Stater Bros.’ debt refinancing during its first fiscal quarter of 2012 helped drive its sales and traffic counts by enabling the grocer to deliver more value to customers at the time they need it.
"During these continuing tough economic times that has had such a negative effect on our customers' family budgets, we remain committed to providing value so our customers get the most out of their shopping dollars as we help share their financial burden,” he said. "Due to the refinancing of a significant portion of our debt in the first quarter of fiscal 2011, we have reduced interest expense. We have been able to use these savings to provide our customers with the low prices, value and quality they have come to expect from their 'Neighborhood Hometown' Stater Bros. Market."

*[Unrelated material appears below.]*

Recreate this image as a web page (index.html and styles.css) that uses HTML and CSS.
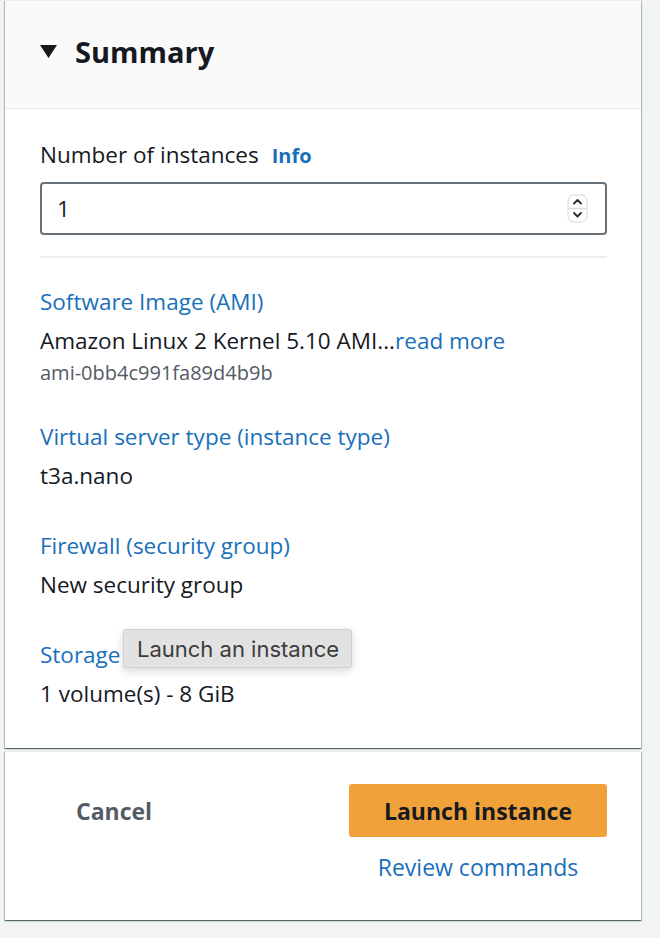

The company's sales increased 6.86 percent in the first quarter of fiscal 2012 -- the thirteen weeks ended December 25, 2011-- compared to the same period of the prior year. Like store sales also increased 6.86 percent or $61.7 million for the period. Consolidated sales for Stater Bros. fiscal first quarter were $960.7 million, up from $899 million last year. Customer counts increased by over one million for the quarter.
Net income for the 13-week fiscal first quarter ended December 25, 2011 of was $9 million , up from the thirteen week first quarter ended December 26, which saw $2.8 million.
San Bernardino, Calif.-based Stater Bros. operates 167 Supermarkets in Southern Calif.